Question

A four sided, balanced die has the values 1, 2, 3, and 4. There are three successive throws. Find the probability of throwing the same value on exactly two throws

Answer 1

Total possible permutations = \(4*4*4 = 4^3\)

Next observe that you can fix same number on two dice in \(4\) ways,
After that, the third die can be any of remaining \(3\) numbers
So there are \(4\times 3 = 12\) ways for this to happen and accounting for permutations we have \(12\times 3 = 36\) total favorable outcomes.

Answer 2

Take the ratio of favorable and total for the probability :
\[\dfrac{36}{4^3}\]

Answer 3

You could also work it by considering a 3 bit string.
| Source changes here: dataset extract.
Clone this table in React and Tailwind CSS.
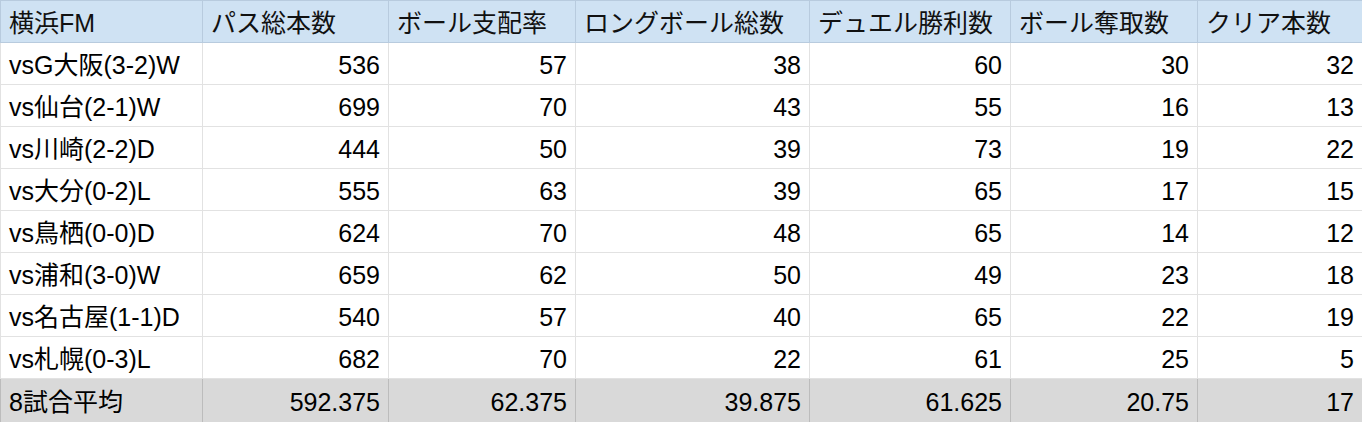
import React from 'react';

const headers = ['横浜FM', 'パス総本数', 'ボール支配率', 'ロングボール総数', 'デュエル勝利数', 'ボール奪取数', 'クリア本数'];
const widths = ['w-[202px]', 'w-[186px]', 'w-[187px]', 'w-[234px]', 'w-[201px]', 'w-[187px]', 'w-[165px]'];

const rows = [
    ['vsG大阪(3-2)W', 536, 57, 38, 60, 30, 32],
    ['vs仙台(2-1)W', 699, 70, 43, 55, 16, 13],
    ['vs川崎(2-2)D', 444, 50, 39, 73, 19, 22],
    ['vs大分(0-2)L', 555, 63, 39, 65, 17, 15],
    ['vs鳥栖(0-0)D', 624, 70, 48, 65, 14, 12],
    ['vs浦和(3-0)W', 659, 62, 50, 49, 23, 18],
    ['vs名古屋(1-1)D', 540, 57, 40, 65, 22, 19],
    ['vs札幌(0-3)L', 682, 70, 22, 61, 25, 5],
];

const average = ['8試合平均', '592.375', '62.375', '39.875', '61.625', '20.75', '17'];

const App = () => {
    return (
        <div className="w-[1362px] h-[422px] overflow-hidden bg-white text-black font-['Liberation_Sans','Noto_Sans_CJK_JP',sans-serif] text-[25px] leading-none">
            <table className="w-[1362px] table-fixed border-collapse">
                <colgroup>
                    {widths.map((w, i) => (
                        <col key={i} className={w} />
                    ))}
                </colgroup>
                <thead>
                    <tr className="bg-[#cfe2f3]">
                        {headers.map((h) => (
                            <th key={h} className="h-[42px] px-2 pt-[4px] pb-0 text-left font-normal text-[#111] border border-[#b8cbde] whitespace-nowrap">
                                {h}
                            </th>
                        ))}
                    </tr>
                </thead>
                <tbody>
                    {rows.map((row) => (
                        <tr key={row[0]}>
                            {row.map((cell, i) => (
                                <td
                                    key={i}
                                    className={`h-[42px] px-2 pt-[4px] pb-0 border border-[#e2e2e2] whitespace-nowrap ${i === 0 ? 'text-left' : 'text-right'}`}
                                >
                                    {cell}
                                </td>
                            ))}
                        </tr>
                    ))}
                    <tr className="bg-[#d9d9d9]">
                        {average.map((cell, i) => (
                            <td
                                key={i}
                                className={`h-[44px] px-2 pt-[4px] pb-0 border border-[#bcbcbc] whitespace-nowrap ${i === 0 ? 'text-left' : 'text-right'}`}
                            >
                                {cell}
                            </td>
                        ))}
                    </tr>
                </tbody>
            </table>
        </div>
    );
};

export default App;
you can choose first digit to be anything so probability is 1
after that, you may choose the second digit to be same as first digit : 1/4
Finally the third digit must be different : 3/4

So the probability for having first two same digits and last digit different would be
\[1\cdot \dfrac{1}{4}\cdot \dfrac{3}{4}\]

Multiply that by \(3\) to account for order

Answer 4

Another way is to subtract from 1 the probabilities having all different numbers (4*3*2/64) and all identical (4/64).
1-(4*3*2)/64-4/64=36/64

Answer 5

Ahhh okay, I understand it now! It was driving me crazy lol. Thanks for the help!